I’m in no position to judge his idea of the correlation between internet access and the quality of fiction writing because A) I’m too biased against my own appreciation for having internet access and B) I’ve barely read anything by Franzen. One day when I was killing some time at the Borders in the Garden State Plaza I picked up his book How To Be Alone and read a few of the essays in it, which I found quite fascinating. Then I left the Borders without having bought anything for my time spent there, and recently that very Borders went out of business (this makes my mind swirl with thoughts about the underlying themes I’m crafting in my novel The Bookstore Hobos as well as of the nature of capitalism). I also have a hardcover copy of his novel The Corrections on my bookshelf that I bought used at Brier Rose Books, but it’s way back in line behind a bunch of other books I’m going to read. I imagine his comments about the internet reflect what works for him, and I think that’s very cool. It reminds me of something Woody Allen said, “For instance, take someone like Kafka. He couldn't stand any noise. It was a very delicate muse that he had. There are other people like Fellini who thrive in chaos. There's nothing delicate about it at all.”

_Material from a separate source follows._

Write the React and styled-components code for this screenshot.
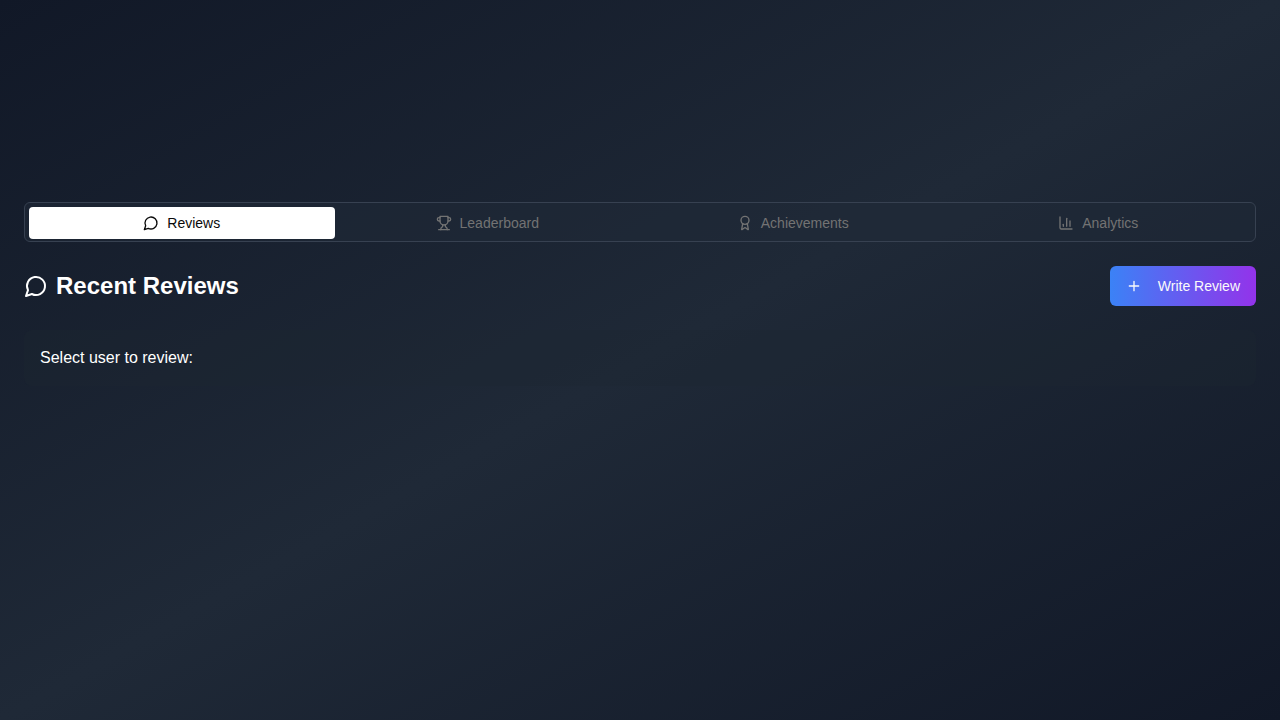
import React, { useState } from "react";
import styled, { createGlobalStyle } from "styled-components";

const GlobalStyle = createGlobalStyle`
  *, *::before, *::after { box-sizing: border-box; }
  body {
    margin: 0;
    font-family: "Liberation Sans", Arial, sans-serif;
    font-size: 16px;
    line-height: 24px;
    color: #ffffff;
    background: #111827;
  }
  h2, p { margin: 0; }
  button { font: inherit; border: 0; cursor: pointer; }
`;

const Page = styled.main`
  min-height: 100vh;
  padding: 202px 24px 24px;
  background: linear-gradient(to bottom right, #111827, #1f2937, #111827);
`;

const TabList = styled.div`
  display: grid;
  grid-template-columns: repeat(4, minmax(0, 1fr));
  padding: 4px 4px 2px;
  border: 1px solid #374151;
  border-radius: 6px;
  background: rgba(31, 41, 55, 0.5);
`;

const Tab = styled.button`
  display: flex;
  align-items: center;
  justify-content: center;
  gap: 8px;
  padding: 6px 12px;
  border-radius: 4px;
  font-size: 14px;
  line-height: 20px;
  white-space: nowrap;
  color: ${({ $active }) => ($active ? "#0a0a0a" : "#737373")};
  background: ${({ $active }) => ($active ? "#ffffff" : "transparent")};
`;

const Panel = styled.section`
  display: flex;
  flex-direction: column;
  gap: 24px;
  margin-top: 24px;
`;

const PanelHeader = styled.header`
  display: flex;
  align-items: center;
  justify-content: space-between;
`;

const Title = styled.h2`
  display: flex;
  align-items: center;
  gap: 8px;
  font-size: 24px;
  line-height: 32px;
  font-weight: 700;
`;

const WriteButton = styled.button`
  display: flex;
  align-items: center;
  gap: 16px;
  padding: 10px 16px;
  border-radius: 6px;
  font-size: 14px;
  line-height: 20px;
  color: #fafafa;
  background: linear-gradient(to right, #3b82f6, #9333ea);
`;

const UserPicker = styled.div`
  padding: 16px;
  border-radius: 8px;
  background: rgba(31, 41, 51, 0.3);
`;

const Svg = styled.svg`
  flex: none;
  width: ${({ $size }) => $size}px;
  height: ${({ $size }) => $size}px;
  fill: none;
  stroke: currentColor;
  stroke-width: 2;
  stroke-linecap: round;
  stroke-linejoin: round;
`;

const icons = {
  message: <path d="M7.9 20A9 9 0 1 0 4 16.1L2 22Z" />,
  trophy: (
    <>
      <path d="M6 9H4.5a2.5 2.5 0 0 1 0-5H6" />
      <path d="M18 9h1.5a2.5 2.5 0 0 0 0-5H18" />
      <path d="M4 22h16" />
      <path d="M10 14.66V17c0 .55-.47.98-.97 1.21C7.85 18.75 7 20.24 7 22" />
      <path d="M14 14.66V17c0 .55.47.98.97 1.21C16.15 18.75 17 20.24 17 22" />
      <path d="M18 2H6v7a6 6 0 0 0 12 0V2Z" />
    </>
  ),
  award: (
    <>
      <path d="m15.477 12.89 1.515 8.526a.5.5 0 0 1-.81.47l-3.58-2.687a1 1 0 0 0-1.197 0l-3.586 2.686a.5.5 0 0 1-.81-.469l1.514-8.526" />
      <circle cx="12" cy="8" r="6" />
    </>
  ),
  chart: (
    <>
      <path d="M3 3v16a2 2 0 0 0 2 2h16" />
      <path d="M18 17V9" />
      <path d="M13 17V5" />
      <path d="M8 17v-3" />
    </>
  ),
  plus: <path d="M5 12h14M12 5v14" />,
};

function Icon({ name, size = 16 }) {
  return (
    <Svg viewBox="0 0 24 24" $size={size} aria-hidden="true">
      {icons[name]}
    </Svg>
  );
}

const tabs = [
  { label: "Reviews", icon: "message" },
  { label: "Leaderboard", icon: "trophy" },
  { label: "Achievements", icon: "award" },
  { label: "Analytics", icon: "chart" },
];

export default function App() {
  const [active, setActive] = useState("Reviews");
  return (
    <>
      <GlobalStyle />
      <Page>
        <TabList role="tablist">
          {tabs.map(({ label, icon }) => (
            <Tab
              key={label}
              type="button"
              role="tab"
              aria-selected={active === label}
              $active={active === label}
              onClick={() => setActive(label)}
            >
              <Icon name={icon} />
              {label}
            </Tab>
          ))}
        </TabList>
        <Panel role="tabpanel">
          <PanelHeader>
            <Title>
              <Icon name="message" size={24} />
              Recent Reviews
            </Title>
            <WriteButton type="button">
              <Icon name="plus" />
              Write Review
            </WriteButton>
          </PanelHeader>
          <UserPicker>
            <p>Select user to review:</p>
          </UserPicker>
        </Panel>
      </Page>
    </>
  );
}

Another interesting thing Franzen did to facilitate writing his latest novel, Freedom, involved chewing tobacco. The Time article mentions some of the difficulties Franzen had working on his latest novel (he threw out an entire year’s worth of writing at one point) and then touches on the grief that he went through after his friend and fellow writer David Foster Wallace committed suicide (another writer I’m not very familiar with. I’ve only read his essay “Laughing With Kafka” and all I’ve heard about Infinite Jest is that it’s very long). From Lev Grossman’s article:

“Wallace was a big tobacco chewer … the morning after Wallace's memorial service in New York City, Franzen did something he'd never done before: he walked into a bodega and bought some chewing tobacco. Then he went to his office, closed the door, put a plug in his mouth and started chewing. It was so revolting, he almost threw up. But he kept chewing. Then he started writing, and he didn't stop. He finished the first draft of Freedom on Dec. 17, 2009, a little more than a year later.”

I wonder if chewing tobacco in memory of his friend became part of his writing ritual. At the end of the article Grossman mentions that he’s still chewing it.

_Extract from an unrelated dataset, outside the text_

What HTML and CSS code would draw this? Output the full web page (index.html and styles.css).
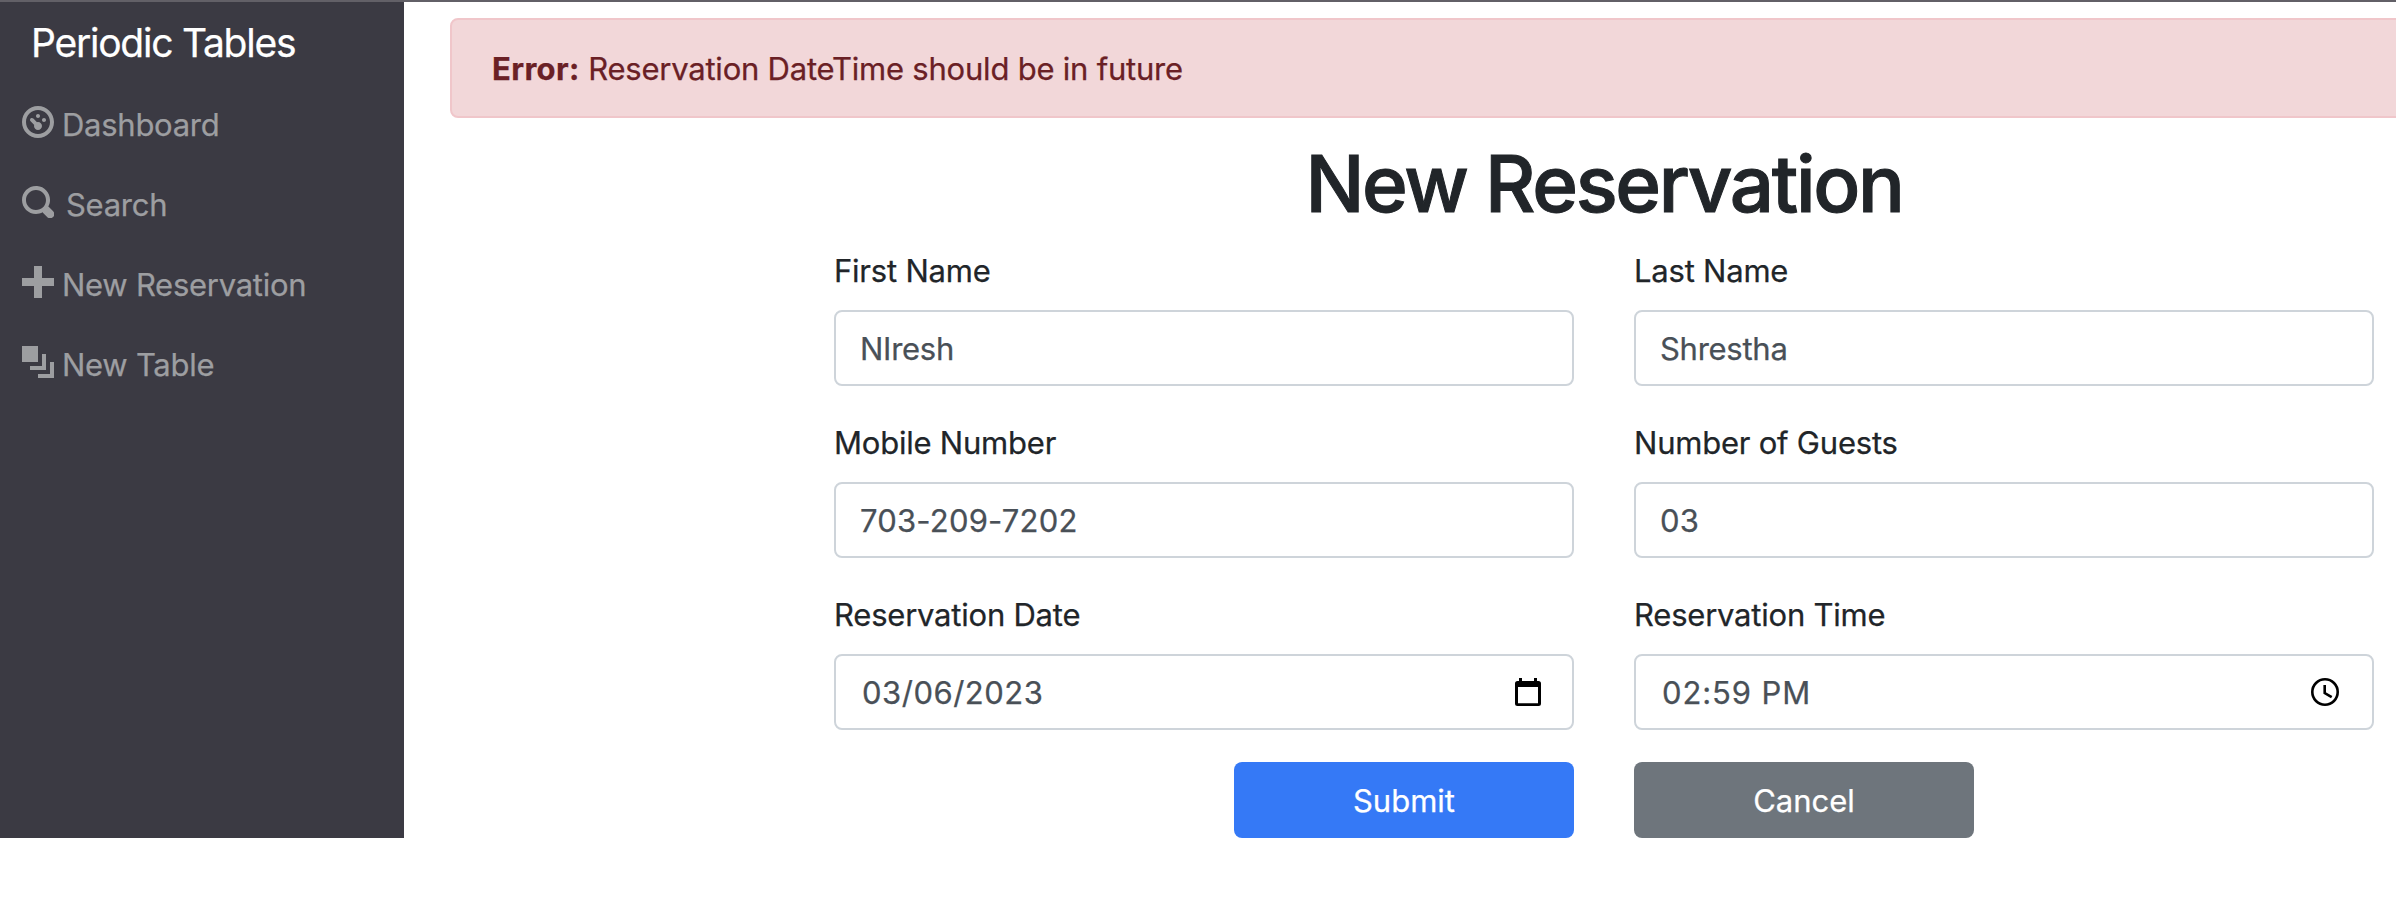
FILE: index.html
```html
<!DOCTYPE html>
<html lang="en">
<head>
<meta charset="utf-8">
<title>Periodic Tables</title>
<link rel="stylesheet" href="styles.css">
</head>
<body>
<div class="layout">
  <nav class="sidebar">
    <div class="brand">Periodic Tables</div>
    <a class="nav-link"><svg class="icon" viewBox="0 0 8 8"><path d="M4 0c-2.2 0-4 1.8-4 4s1.8 4 4 4 4-1.8 4-4-1.8-4-4-4zm0 1c1.66 0 3 1.34 3 3s-1.34 3-3 3-3-1.34-3-3 1.34-3 3-3zm0 1c-.28 0-.5.22-.5.5s.22.5.5.5.5-.22.5-.5-.22-.5-.5-.5zm-1.66 1a.5.5 0 0 0-.19.84l.91.91c-.02.08-.06.16-.06.25 0 .55.45 1 1 1s1-.45 1-1-.45-1-1-1c-.09 0-.17.04-.25.06l-.91-.91a.5.5 0 0 0-.44-.16.5.5 0 0 0-.06 0zm3.16 0c-.28 0-.5.22-.5.5s.22.5.5.5.5-.22.5-.5-.22-.5-.5-.5z"/></svg><span class="nav-text">Dashboard</span></a>
    <a class="nav-link"><svg class="icon" viewBox="0 0 8 8"><path d="M3.5 0c-1.93 0-3.5 1.57-3.5 3.5s1.57 3.5 3.5 3.5c.59 0 1.17-.14 1.66-.41a1 1 0 0 0 .13.13l1 1a1.02 1.02 0 1 0 1.44-1.44l-1-1a1 1 0 0 0-.16-.13c.27-.49.44-1.06.44-1.66 0-1.93-1.55-3.5-3.5-3.5zm0 1c1.39 0 2.5 1.11 2.5 2.5 0 .66-.24 1.27-.66 1.72-.01.01-.02.02-.03.03a1 1 0 0 0-.13.13c-.44.4-1.04.63-1.69.63-1.39 0-2.5-1.11-2.5-2.5s1.11-2.5 2.5-2.5z"/></svg><span class="nav-text spaced">Search</span></a>
    <a class="nav-link"><svg class="icon" viewBox="0 0 8 8"><path d="M3 0v3h-3v2h3v3h2v-3h3v-2h-3v-3h-2z"/></svg><span class="nav-text">New Reservation</span></a>
    <a class="nav-link"><svg class="icon" viewBox="0 0 8 8"><path d="M0 0v4h4v-4h-4zm5 2v3h-3v1h4v-4h-1zm2 2v3h-3v1h4v-4h-1z"/></svg><span class="nav-text">New Table</span></a>
  </nav>
  <main class="content">
    <div class="alert"><strong>Error:</strong> Reservation DateTime should be in future</div>
    <h1 class="title">New Reservation</h1>
    <form class="form">
      <div class="field"><label class="label">First Name</label><div class="control">NIresh</div></div>
      <div class="field"><label class="label">Last Name</label><div class="control">Shrestha</div></div>
      <div class="field"><label class="label">Mobile Number</label><div class="control digits">703-209-7202</div></div>
      <div class="field"><label class="label">Number of Guests</label><div class="control digits">03</div></div>
      <div class="field"><label class="label">Reservation Date</label><div class="control picker"><span class="date">03/06/2023</span><svg class="icon-date" viewBox="0 0 26 28"><path fill-rule="evenodd" d="M4 0h3v3h12V0h3v3h1.500a2.500 2.500 0 0 1 2.500 2.500v20a2.500 2.500 0 0 1-2.500 2.500h-21A2.500 2.500 0 0 1 0 25.500v-20A2.500 2.500 0 0 1 2.500 3H4zM3 9v16.200h20V9z"/></svg></div></div>
      <div class="field"><label class="label">Reservation Time</label><div class="control picker"><span class="time">02:59 PM</span><svg class="icon-time" viewBox="0 0 28 28"><circle cx="14" cy="14" r="12.700"/><path d="M13.700 7v8l7 4.200"/></svg></div></div>
      <div class="submit-cell"><button type="button" class="btn primary">Submit</button></div>
      <div><button type="button" class="btn secondary">Cancel</button></div>
    </form>
  </main>
</div>
</body>
</html>
```
FILE: styles.css
```css
* { box-sizing: border-box; }
body { margin: 0; height: 918px; overflow: hidden; background: #fff; border-top: 2px solid #626067; color: #212529; font: 400 31px/48px Inter, "Liberation Sans", sans-serif; letter-spacing: -0.27px; -webkit-text-stroke: 0.25px currentColor; }
.layout { display: flex; align-items: flex-start; }
.sidebar { flex: none; width: 404px; height: 836px; padding: 11px 22px 0; background: #3b3a43; color: #9d9ea1; }
.brand { height: 60px; padding: 0 0 0 9px; color: #fff; font-size: 39px; line-height: 60px; letter-spacing: -1.25px; white-space: nowrap; }
.nav-link { display: flex; align-items: center; height: 80px; padding-top: 2px; white-space: nowrap; }
.brand + .nav-link { margin-top: 10px; }
.icon { flex: none; width: 32px; height: 32px; margin: -5px 8px 0 0; fill: currentColor; }
.nav-text { padding-top: 2px; }
.nav-text.spaced { margin-left: 4px; }
.content { flex: none; width: 2000px; padding: 16px 0 0; }
.alert { height: 100px; margin: 0 0 16px 46px; padding: 25px 40px 0; border: 2px solid #f0c6ca; border-radius: 8px; background: #f2d7d9; color: #6a2025; letter-spacing: -0.22px; }
.alert strong { font-weight: 700; letter-spacing: 0.35px; }
.title { margin: 0 0 16px 400px; padding-top: 2px; height: 96px; font-size: 78px; font-weight: 500; line-height: 96px; text-align: center; letter-spacing: -2.35px; -webkit-text-stroke-width: 1px; }
.form { display: grid; grid-template-columns: 740px 740px; gap: 32px 60px; padding-left: 430px; }
.label { display: block; height: 48px; margin-bottom: 16px; padding-top: 1px; letter-spacing: -0.22px; }
.control { height: 76px; padding: 13px 24px 11px; border: 2px solid #ced4da; border-radius: 8px; color: #495057; background: #fff; }
.digits { letter-spacing: 0.2px; }
.date { letter-spacing: 0.5px; }
.time { letter-spacing: 0.9px; }
.picker { display: flex; align-items: center; justify-content: space-between; padding: 2px 31px 0 26px; }
.icon-date { width: 26px; height: 28px; margin-top: -3px; fill: #000; }
.icon-time { width: 28px; height: 28px; margin: -2px 2px 0 0; fill: none; stroke: #000; stroke-width: 2.600px; }
.submit-cell { display: flex; justify-content: flex-end; }
.btn { width: 340px; height: 76px; padding: 2px 0 0; border: 0; border-radius: 8px; color: #fff; font: inherit; letter-spacing: 0; }
.primary { background: #3579f6; }
.secondary { background: #6e757c; }
```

You're reading this, so it's time to admit it: You’ve been one–a bookstore hobo. Lingering too long among shelves of books. Sitting between the aisles reading a book you know you don’t have the money to buy, and thinking to yourself, “Oh, if I could only stay here forever.” So why don't you read my novella The Bookstore Hobos? Published in the Eunoia Review, The Bookstore Hobos is the story of Zaid, who tries to live in a bookstore when he finds himself unemployed. His adventures will take him to New York City, where he must attempt to apply what he's read to the real world.

Sunday, May 1, 2011

The Physical Writing Process [Pt. 3: Neal Stephenson - Fountain Pen and Malfunctioning Typewriter]

Neal Stephenson started out writing on a typewriter, but when he began work on The Baroque Cycle, he decided to write the whole thing with a fountain pen. In an interview for Quicksilver, Stephenson said, “I’ve written every word of it so far with fountain pen on paper. Part of the theory was that it would make me less long-winded, but it hasn’t actually worked.” The plan didn’t seem to have worked out at all, as I believe the complete Baroque Cycle turned out to be his longest work yet:

I’m currently reading books 4 and 5 (con-fused together) of the 8 books that stack of paper was eventually turned into. (Image courtesy
That’s the complete manuscript, created only using a fountain pen as he’d intended at the outset. The paperback version is about 2600 pages, but I'm sure the handwritten one takes up even more.

It would seem that writing with a pen worked out better than when he used a typewriter – at least better than when he used a typewriter to write his first novel The Big U. During a keynote speech in 2003, Stephenson told the story of how his first novel was created. He had written up an outline, character biographies, and a few sample chapters, which he sent out to a bunch of editors. One of them replied back with interest, requesting that Stephenson send along the entire novel. Stephenson was excited, but quickly realized there was a problem – he hadn’t written the novel yet. He was working a standard full-time job, so he used all his vacation days - and including the 4th of July - that gave him 10 days to write the novel.

He rented a typewriter and got to work, but he was faced with yet another problem: the typewriter had a plastic ribbon and it was melting and getting stuck in the summer heat of Iowa City. The only way to keep the ribbon from sticking was to keep it in constant motion, which meant typing nonstop. As Ehud Lamm explains, it “did wonders for his productivity.” With speed that may have been even quicker than Kerouac’s, Stephenson was able to finish the novel and send it off to the editor, who said that his publishing house couldn’t print it. Nevertheless, Stephenson found an agent and another publisher who did publish the novel. I have no idea how much he edited the manuscript between that first draft and what was eventually printed, and I haven’t read The Big U myself, but I do know that Stephenson doesn’t really like it anymore, and for years it wasn’t in print. This changed when he realized that the scarcity was causing the used copies to be sold at very high prices, so now anyone can hop over to Amazon and get it new for $11.24 or used for a penny plus shipping.

UPDATE - May 2nd, 2011: Logan Cale on Reddit taught me something cool about Stephenson's manuscript for The Baroque Cycle: "It's pretty awesome, the Baroque Cycle manuscript is (or was at one point) on display at the Science Fiction Museum in Seattle, along with all the ink bottles and cartridges he consumed while writing it, and what appears to be his blotting paper."